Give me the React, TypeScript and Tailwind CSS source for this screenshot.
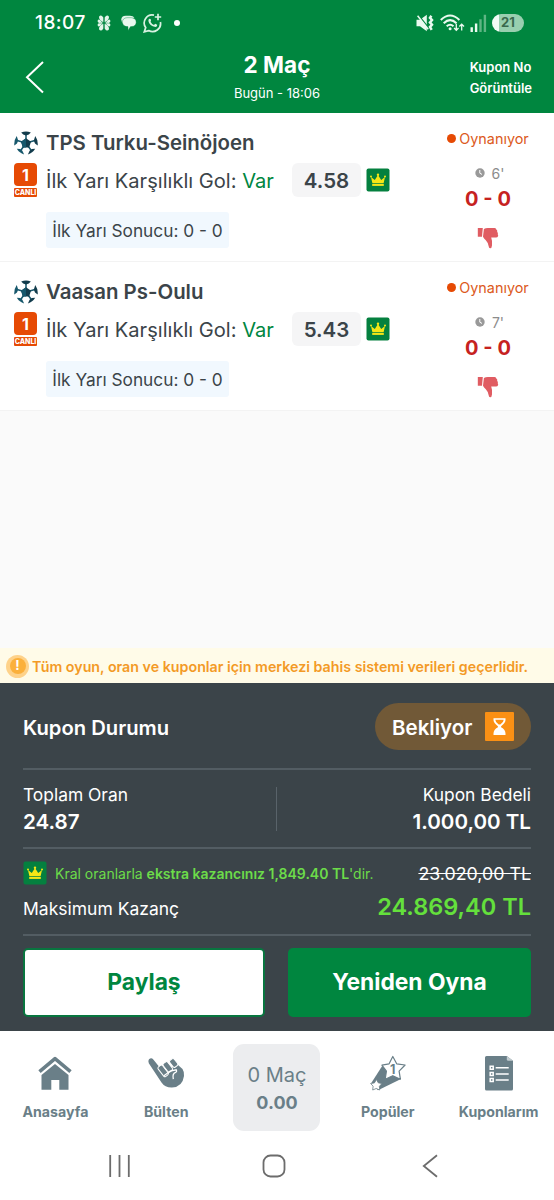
import React from 'react';

const MATCHES = [
  { id: 1, name: 'TPS Turku-Seinöjoen', odds: '4.58', minute: "6'", score: '0 - 0' },
  { id: 2, name: 'Vaasan Ps-Oulu', odds: '5.43', minute: "7'", score: '0 - 0' },
];

const CrownIcon: React.FC = () => (
  <svg width="24" height="24" viewBox="0 0 24 24" className="shrink-0">
    <rect x=".5" y=".5" width="23" height="23" rx="2" fill="#04803f" />
    <path d="M6.4 15.2 5 9l3.800 3L12 7l3.200 5L19 9l-1.400 6.200z" fill="#f5e616" />
    <rect x="6.2" y="16" width="11.6" height="1.9" fill="#f5e616" />
    <circle cx="5" cy="8.600" r="1" fill="#f5e616" />
    <circle cx="12" cy="6.800" r="1.200" fill="#f5e616" />
    <circle cx="19" cy="8.600" r="1" fill="#f5e616" />
  </svg>
);

const BallIcon: React.FC = () => (
  <svg width="24" height="24" viewBox="0 0 24 24" className="shrink-0">
    <g stroke="#17586c" strokeWidth="1.5">
      <path d="M12 12V3M12 12l9-2.500M12 12l5.600 8M12 12l-5.600 8M12 12 3 9.500" />
    </g>
    <path d="m12 7.200 5 3.600-1.900 5.800H8.900L7 10.800z" fill="#123c4c" />
    <path d="m12 7.200-5 3.600 1.900 5.800H12z" fill="#17586c" />
    <path d="M7.200 1.400q4.800-1.700 9.600 0L14.800 3.500l-2.800.9-2.800-.9z" fill="#123c4c" />
    <path d="M21.300 5q2.900 4.300 2.400 9.600L21 12.500l-1.200-3z" fill="#123c4c" />
    <path d="M2.700 5Q-.2 9.300.3 14.600L3 12.500l1.200-3z" fill="#17586c" />
    <path d="M21.200 17.800q-2.600 4.400-7.300 5.600l1.700-3.700 2.300-1.600z" fill="#123c4c" />
    <path d="M2.800 17.800q2.600 4.400 7.300 5.600l-1.700-3.700-2.300-1.600z" fill="#17586c" />
  </svg>
);

const ThumbDownIcon: React.FC = () => (
  <svg width="22" height="22" viewBox="0 0 22 22" fill="#e05c62">
    <path d="M.8 1h5L5 9.700H.8z" />
    <path d="M6.900 1.900Q8.500.9 10.800.9h6.800q1.700.1 1.700 1.700 1.400.7.900 2.300 1.200.8.500 2.400.8.800.3 1.900-.4 1.400-2 1.400h-4.800q1.300 3.400.8 7.900-.2 2.700-1.900 2.700-1.200 0-1.500-2.200-.6-3.400-2.800-5.700Q6.800 11.600 6 9.700z" />
  </svg>
);

const StatusBar: React.FC = () => (
  <div className="flex h-[46px] items-center justify-between pl-[35px] pr-[30px]">
    <div className="flex items-center">
      <span className="w-[52px] whitespace-nowrap text-[19px] font-medium tracking-[0.5px]">18:07</span>
      <svg className="ml-[10px]" width="14" height="18" viewBox="0 0 14 18" fill="#e2f5e9">
        <path d="M6.300 8.200Q1.800 6.300 2 2.800 4-.4 6.300 3.600zM7.700 8.200q4.500-1.900 4.300-5.400Q10-.4 7.700 3.600zM6.300 9.800q-4.500 1.900-4.300 5.400 2 3.200 4.300-.8zM7.700 9.800q4.500 1.900 4.300 5.400-2 3.200-4.300-.8z" />
        <path d="M5.800 9Q1.200 9.800.6 7.400.6 4.600 3 6zM8.200 9q4.600.8 5.200-1.600Q13.400 4.600 11 6zM5.800 9Q1.200 8.200.6 10.600.6 13.400 3 12zM8.200 9q4.600-.8 5.200 1.600 0 2.800-2.400 1.400z" />
      </svg>
      <svg className="ml-[9px]" width="17" height="18" viewBox="0 0 17 18">
        <path d="M2.200 8.700Q-.6 2.300 5.800 1.800H10q3 0 4.400 1.600" fill="#e2f5e9" />
        <path d="M7 3.700h4.200q5 .3 5 4.600-.2 4-4.600 4.300h-1l-2.600 3.800v-3.800H7q-4.400-.3-4.600-4.500.2-4 4.600-4.400z" fill="#e9f8ee" stroke="#00863f" strokeWidth="0.4" />
      </svg>
      <svg className="ml-[6px]" width="19" height="20" viewBox="0 0 19 20" fill="none" stroke="#d9f2e2" strokeWidth="1.7">
        <path d="M11 2.200A8 8 0 0 0 2.700 14.600L1.300 18.800l4.400-1.200A8 8 0 0 0 17.400 9" />
        <path d="M15 .8v6.400M11.800 4H18.200" />
        <path d="M6 6.100q1.300-1.200 1.900.7.400 1.300-.4 2 1.200 2.400 3.500 3.200l1.200-1.200 2 .9q.3 1.900-1.600 2.200Q6.200 13.200 5.400 8 5.400 6.700 6 6.100z" fill="#d9f2e2" stroke="none" />
      </svg>
      <span className="ml-[12px] h-[6px] w-[6px] rounded-full bg-white" />
    </div>
    <div className="flex items-center">
      <svg width="18" height="18" viewBox="0 0 18 18">
        <path d="M.5 5.800H4L10.800.8v16.400L4 12.200H.5z" fill="#eafaf0" />
        <path d="m2.500 1.200 10 12.500" stroke="#00863f" strokeWidth="1.4" />
        <path d="m1.600 1.800 10.600 13.500" stroke="#eafaf0" strokeWidth="1.5" />
        <path d="m15.400 1.800-1.400 2 2 2.200-2 2.400 2 2.300-2 2.300 1.700 2.800" fill="none" stroke="#eafaf0" strokeWidth="2.5" />
      </svg>
      <svg className="ml-[6px]" width="25" height="18" viewBox="0 0 25 18" fill="none" stroke="#eafaf0" strokeWidth="2">
        <path d="M.8 6q9.300-9 18.600 0M3.700 9.300q6.400-6.300 12.800 0M6.700 12.300q3.400-3.200 6.800 0" />
        <circle cx="10.1" cy="14.8" r="1.5" fill="#eafaf0" stroke="none" />
        <path d="M16.300 9.800v6.400m-2.200-2.200 2.200 2.400 2.200-2.400M21.700 16.500v-6m-2.300 2 2.300-2.400 2.300 2.400" strokeWidth="1.3" />
      </svg>
      <svg className="ml-[5px]" width="17" height="18" viewBox="0 0 17 18">
        <path d="M.5 13.200h2.400V18H.5zM4.900 9.400h2.400V18H4.900z" fill="#eafaf0" />
        <path d="M9.300 5.200h2.400V18H9.300zM13.700.8h2.400V18h-2.400z" fill="#5fb584" />
      </svg>
      <div className="ml-[5px] flex h-[18px] w-[32px] items-center justify-center rounded-full bg-[linear-gradient(to_right,#f1fbf5_21%,#98cfaf_21%)] text-[13px] font-bold text-[#39694d]">21</div>
    </div>
  </div>
);

const Header: React.FC = () => (
  <header className="h-[113px] bg-[#00863f] text-white">
    <StatusBar />
    <div className="grid h-[67px] grid-cols-[1fr_auto_1fr] px-[22px]">
      <svg className="ml-[3px] mt-[14px]" width="20" height="34" viewBox="0 0 20 34" fill="none" stroke="#fff" strokeWidth="2">
        <path d="M18 2 2 17.300 18 32.500" />
      </svg>
      <div className="pt-[4px] text-center">
        <h1 className="text-[22.5px] font-bold leading-[30px]">2 Maç</h1>
        <p className="text-[13px] leading-[26px]">Bugün - 18:06</p>
      </div>
      <div className="justify-self-end pt-[11px] text-[13px] font-semibold leading-[21px]">
        <div>Kupon No</div>
        <div>Görüntüle</div>
      </div>
    </div>
  </header>
);

const MatchRow: React.FC<{ match: typeof MATCHES[0] }> = ({ match }) => (
  <div className="flex h-[149px] border-b border-[#f3f3f3] bg-white pl-[14px]">
    <div className="flex-1 pt-4">
      <div className="flex h-7 items-center gap-[8px]">
        <BallIcon />
        <h2 className="pt-px text-[20.4px] font-semibold text-[#3b4449]">{match.name}</h2>
      </div>
      <div className="mt-[6px] flex h-[34px] items-center text-[#3b4449]">
        <div className="flex w-[23px] flex-col gap-[2px] text-white">
          <div className="flex h-[23px] items-center justify-center rounded bg-[#e64a04] text-[16px] font-bold">1</div>
          <div className="flex h-[9px] items-center justify-center rounded-[1px] bg-[#e64a04] text-[7px] font-extrabold leading-none">CANLI</div>
        </div>
        <div className="ml-[9px] w-[246px] whitespace-nowrap pt-[2px] text-[20.1px]">
          İlk Yarı Karşılıklı Gol: <span className="text-[#00863f]">Var</span>
        </div>
        <div className="flex h-[34px] w-[69px] items-center justify-center rounded-md bg-[#f5f5f6] pt-[2px] text-[20.5px] font-semibold">{match.odds}</div>
        <div className="ml-[5px]">
          <CrownIcon />
        </div>
      </div>
      <div className="ml-8 mt-[15px] flex h-[36px] w-[183px] items-center justify-center whitespace-nowrap rounded-[3px] bg-[#f1f8fe] pt-[2px] text-[17.3px] text-[#3b4449]">
        İlk Yarı Sonucu: 0 - 0
      </div>
    </div>
    <div className="mr-[11px] flex w-[110px] flex-col items-center pt-[16px]">
      <div className="flex h-5 items-center gap-[3px] text-[14.4px] text-[#dc5a1c]">
        <span className="mb-[2px] h-[9px] w-[9px] rounded-full bg-[#e64a04]" />
        Oynanıyor
      </div>
      <div className="mt-[14px] flex h-5 items-center gap-[7px] pl-[3px] text-[14px] text-[#8c8c8c]">
        <svg width="10" height="10" viewBox="0 0 10 10">
          <circle cx="5" cy="5" r="4.7" fill="#999" />
          <path d="M4.800 2v3.200L7 6.400" stroke="#fff" fill="none" />
        </svg>
        {match.minute}
      </div>
      <div className="mt-[4px] text-[20px] font-bold leading-6 text-[#c6221f]">{match.score}</div>
      <div className="mt-[16px]">
        <ThumbDownIcon />
      </div>
    </div>
  </div>
);

const Notice: React.FC = () => (
  <div className="flex h-[35px] items-center bg-[#fffbe8] pl-[6px] pt-px">
    <div className="flex h-[23px] w-[23px] items-center justify-center rounded-full bg-[#fed28a]">
      <div className="flex h-[16px] w-[16px] items-center justify-center rounded-full bg-[#fbb03b] text-[13px] font-bold text-white">!</div>
    </div>
    <p className="ml-[3px] whitespace-nowrap pt-px text-[14.25px] font-semibold text-[#f39a26]">
      Tüm oyun, oran ve kuponlar için merkezi bahis sistemi verileri geçerlidir.
    </p>
  </div>
);

const CouponSummary: React.FC = () => (
  <section className="h-[348px] bg-[#3b4449] px-[23px] pt-[20px] text-white">
    <div className="flex h-[47px] items-center justify-between">
      <h3 className="pt-[3px] text-[20.2px] font-semibold">Kupon Durumu</h3>
      <div className="flex h-[47px] w-[156px] items-center justify-between rounded-full bg-[#715937] pl-[17px] pr-[17px] text-[20.5px] font-semibold">
        <span className="pt-[3px]">Bekliyor</span>
        <svg width="29" height="29" viewBox="0 0 29 29">
          <rect width="29" height="29" rx="1" fill="#fb9014" />
          <path d="M8.500 6.200h12v1.900q0 3-4.400 6.100v1.100q4.400 2.500 4.400 6.200v1.400h-12v-1.400q0-3.700 4.400-6.200v-1.100Q8.500 11.100 8.500 8.100z" fill="#fff" />
          <path d="M10.300 7.700h8.400q0 2.500-3.400 4.800h-1.600q-3.400-2.300-3.400-4.800z" fill="#fb9014" />
        </svg>
      </div>
    </div>
    <div className="mt-[18px] flex h-[81px] items-center justify-between border-y-2 border-[#535d63]">
      <div className="w-[200px] pb-[2px]">
        <div className="text-[17.4px] leading-[27px]">Toplam Oran</div>
        <div className="text-[20.6px] font-semibold leading-[27px]">24.87</div>
      </div>
      <div className="mr-px h-[44px] w-px bg-[#59636a]" />
      <div className="w-[200px] pb-[2px] text-right">
        <div className="text-[17.4px] leading-[27px]">Kupon Bedeli</div>
        <div className="text-[20.6px] font-semibold leading-[27px]">1.000,00 TL</div>
      </div>
    </div>
    <div className="h-[87px] border-b-2 border-[#535d63] pt-[8px]">
      <div className="flex h-8 items-center justify-between">
        <div className="flex items-center gap-[8px] whitespace-nowrap text-[14px] text-[#6cdc49]">
          <CrownIcon />
          <span>Kral oranlarla <b className="font-semibold">ekstra kazancınız 1,849.40 TL</b>'dir.</span>
        </div>
        <span className="pt-[2px] text-[17.8px] line-through">23.020,00 TL</span>
      </div>
      <div className="flex h-[36px] items-center justify-between">
        <span className="pt-[4px] text-[17.5px]">Maksimum Kazanç</span>
        <span className="text-[23.5px] font-semibold text-[#64e03c]">24.869,40 TL</span>
      </div>
    </div>
    <div className="mt-[12px] flex justify-between text-[22.8px] font-bold">
      <button className="h-[69px] w-[242px] rounded-[5px] border-2 border-[#08753f] bg-white text-[#00863f]">Paylaş</button>
      <button className="h-[69px] w-[243px] rounded-[5px] bg-[#00863f]">Yeniden Oyna</button>
    </div>
  </section>
);

const HomeIcon = () => (
  <svg width="36" height="36" viewBox="0 0 36 36" fill="#6a7f88">
    <path d="m2.500 16.700 15.500-13 15.500 13" fill="none" stroke="#6a7f88" strokeWidth="3.6" strokeLinejoin="round" />
    <path d="M18 9 31.500 20v14.700h-9.200v-9.800h-8v9.800H4.500V20z" />
  </svg>
);

// Fist with the little finger raised
const HandIcon = () => (
  <svg width="38" height="36" viewBox="0 0 38 36" fill="#6a7f88">
    <path d="M2 4.200Q4.300 2 6.300 4.400l9.700 12.200L31 10l4.500 4q1.800 2.500 1.500 7-1.500 11-12 11.500-7 .2-10.500-5L1.800 8.200Q.8 5.800 2 4.200z" />
    <g stroke="#fff" strokeWidth="1">
      <rect x="13.4" y="10" width="5.6" height="12" rx="1.6" transform="rotate(-38 16 16)" />
      <rect x="18.1" y="6.5" width="5.6" height="10.5" rx="1.6" transform="rotate(-38 21 12)" />
      <rect x="24" y="3.5" width="5.6" height="8.5" rx="1.6" transform="rotate(-38 27 8)" />
    </g>
    <path d="m17 20.800 6.200-4.700 6-1.300q1 1.800-.6 2.600-3.500 1-2.300 6.800" fill="none" stroke="#fff" strokeWidth="1.3" />
  </svg>
);

const PopularIcon = () => (
  <svg width="36" height="36" viewBox="0 0 36 36">
    <path d="M12.500 10.500 1.300 28 8 35.300l22.500-11z" fill="#6a7f88" />
    <path d="m22.800 1.500 3.900 7.300 8.400 1.200-6 6.200 1.300 8-7.600-3.500-7.600 3.500 1.200-8-4.500-6 7.200-1.400z" fill="#fff" stroke="#6a7f88" strokeWidth="1.2" strokeLinejoin="round" />
    <path d="m6.500 24.500 1.700 3.300 3.700.8-2.500 2.700.3 3.700-3.500-1.500L2.700 35l.4-3.800-2.500-2.700 3.800-.6z" fill="#fff" stroke="#6a7f88" strokeWidth=".8" />
    <text x="22.8" y="18.5" textAnchor="middle" fontSize="12.5" fontWeight="700" fill="#6a7f88">1</text>
  </svg>
);

const CouponsIcon = () => (
  <svg width="28" height="36" viewBox="0 0 28 36">
    <path d="M1.500 1h20.300L28 5.700V34q0 1.500-1.500 1.500h-25Q0 35.500 0 34V2.500Q0 1 1.500 1z" fill="#6a7f88" />
    <path d="M21.800 1v3.200q0 1.500 1.500 1.500H28z" fill="#c3cdd1" />
    <g stroke="#fff" strokeWidth="1.5" fill="none">
      <path d="M5.200 11.200h3v3h-3zM5.200 17.400h3v3h-3zM5.200 23.600h3v3h-3zM10.700 12.700h13M10.700 18.900h13M10.700 25.100h13" />
    </g>
  </svg>
);

const TabItem: React.FC<{ label: string; children: React.ReactNode }> = ({ label, children }) => (
  <div className="flex flex-col items-center pt-[24px]">
    <div className="flex h-[36px] items-center">{children}</div>
    <span className="mt-[10px] text-[14.2px] font-bold leading-[21px]">{label}</span>
  </div>
);

const TabBar: React.FC = () => (
  <nav className="grid h-[104px] grid-cols-5 bg-white text-[#6a7f88]">
    <TabItem label="Anasayfa"><HomeIcon /></TabItem>
    <TabItem label="Bülten"><HandIcon /></TabItem>
    <div className="flex justify-center pt-[13px]">
      <div className="flex h-[87px] w-[87px] flex-col items-center justify-center rounded-[11px] bg-[#ecedef] pt-[2px]">
        <span className="text-[20px] leading-7">0 Maç</span>
        <span className="text-[18px] font-bold leading-[27px]">0.00</span>
      </div>
    </div>
    <TabItem label="Popüler"><PopularIcon /></TabItem>
    <TabItem label="Kuponlarım"><CouponsIcon /></TabItem>
  </nav>
);

const SystemNav: React.FC = () => (
  <div className="flex h-[65px] items-start bg-white pl-[108px] pt-[19px]">
    <svg width="24" height="24" viewBox="0 0 24 24" stroke="#6c6c6c" strokeWidth="1.8">
      <path d="M2.200 1v22M11.500 1v22M20.800 1v22" />
    </svg>
    <svg className="ml-[130px]" width="24" height="24" viewBox="0 0 24 24" fill="none" stroke="#6c6c6c" strokeWidth="1.8">
      <rect x="1.5" y="1.5" width="21" height="21" rx="7" />
    </svg>
    <svg className="ml-[136px]" width="16" height="24" viewBox="0 0 16 24" fill="none" stroke="#6c6c6c" strokeWidth="1.8">
      <path d="M15 1.200 1.800 12 15 22.800" />
    </svg>
  </div>
);

const App: React.FC = () => {
  return (
    <div className="flex h-[1200px] w-[554px] flex-col overflow-hidden bg-[#fafafa] font-['Inter',sans-serif]">
      <Header />
      <main className="flex-1">
        {MATCHES.map(m => (
          <MatchRow key={m.id} match={m} />
        ))}
      </main>
      <Notice />
      <CouponSummary />
      <TabBar />
      <SystemNav />
    </div>
  );
};

export default App;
____________________
Up to and including the line containing "import React from 'react';", repeat every line from the start of the data, but none of the pictures.

### OUTPUT BELOW
Give me the React, TypeScript and Tailwind CSS source for this screenshot.
import React from 'react';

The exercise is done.